ジョシュ・オコナー主演『墓泥棒と失われた女神』

7月19日(金)よりBunkamuraル・シネマ 渋谷宮下、シネスイッチ銀座ほか全国順次公開

フランシス・リー監督の名作『ゴッズ・オウン・カントリー』(2017年)で演じた牧場を切り盛りする孤独な青年や、Netflixの人気シリーズ『ザ・クラウン』(2016年~)のチャールズ皇太子役など、イギリスを代表する若手クセモノ俳優と言えるジョシュ・オコナー。『夏をゆく人々』(2014年)や『幸福なラザロ』(2018年)のアリーチェ・ロルヴァケル監督の最新作でオコナーが演じるのは、80年代、イタリア・トスカーナ地方の田舎町で忘れられない恋人の影を追う考古学愛好家アーサーだ。

アーサーは不思議な特殊能力を持ち、墓泥棒の仲間たちと掘り出した埋葬品を売りさばいては日銭を稼いでいるという役どころ。

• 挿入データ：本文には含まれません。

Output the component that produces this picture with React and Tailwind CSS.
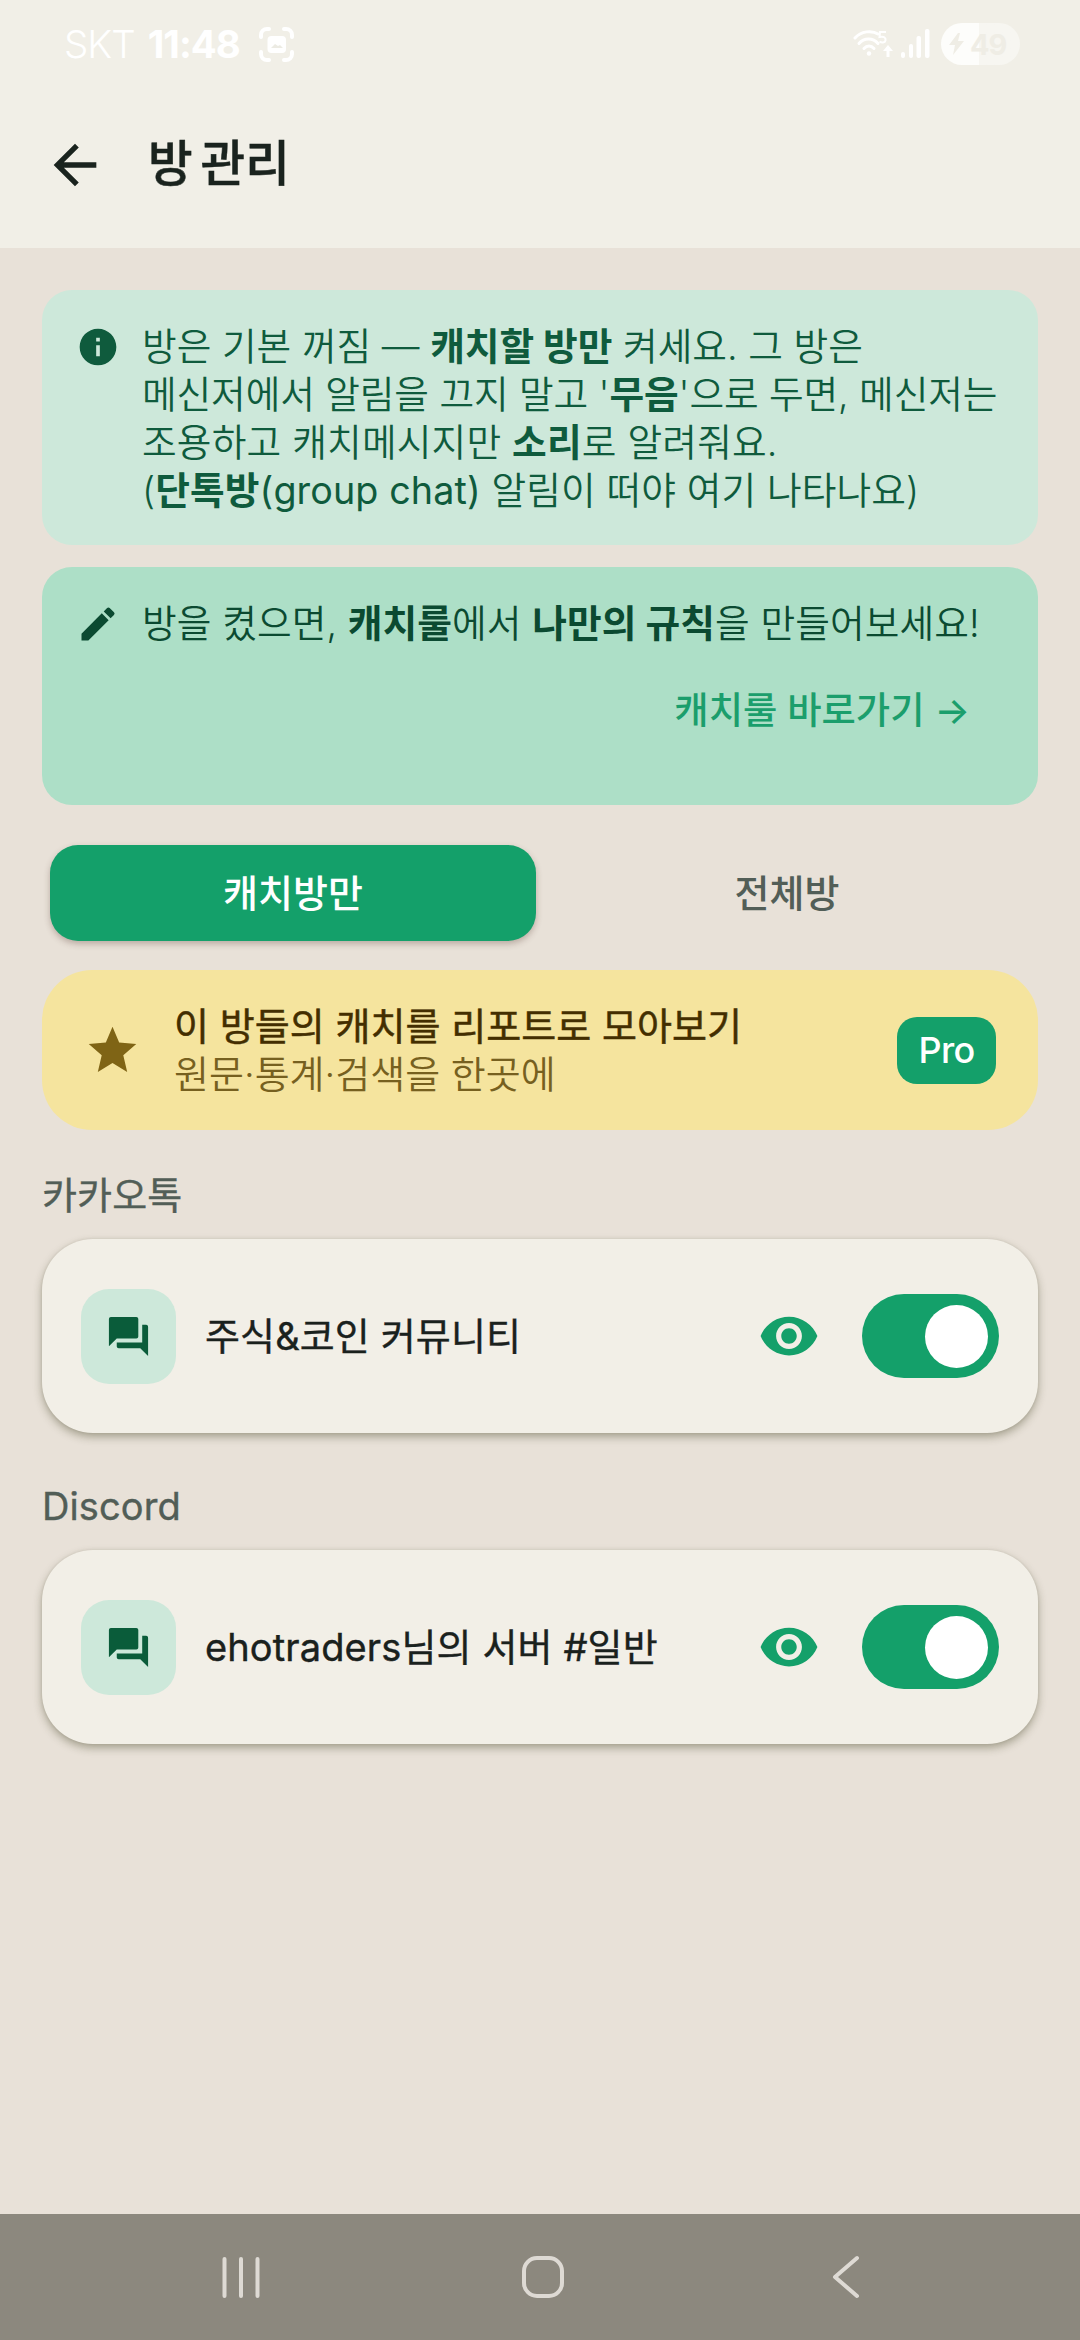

ある日、彼が稀少な美しい女神像を発見したことで、闇のアート市場をも巻き込んだ騒動に発展し……。オコナーは今年、大ヒット作『君の名前で僕を呼んで』(2017年)のルカ・グァダニーノ監督最新作で、テニス界の元スター(演:ゼンデイヤ)に恋をするテニス選手を演じた『チャレンジャーズ』の公開も控えている(6月7日)。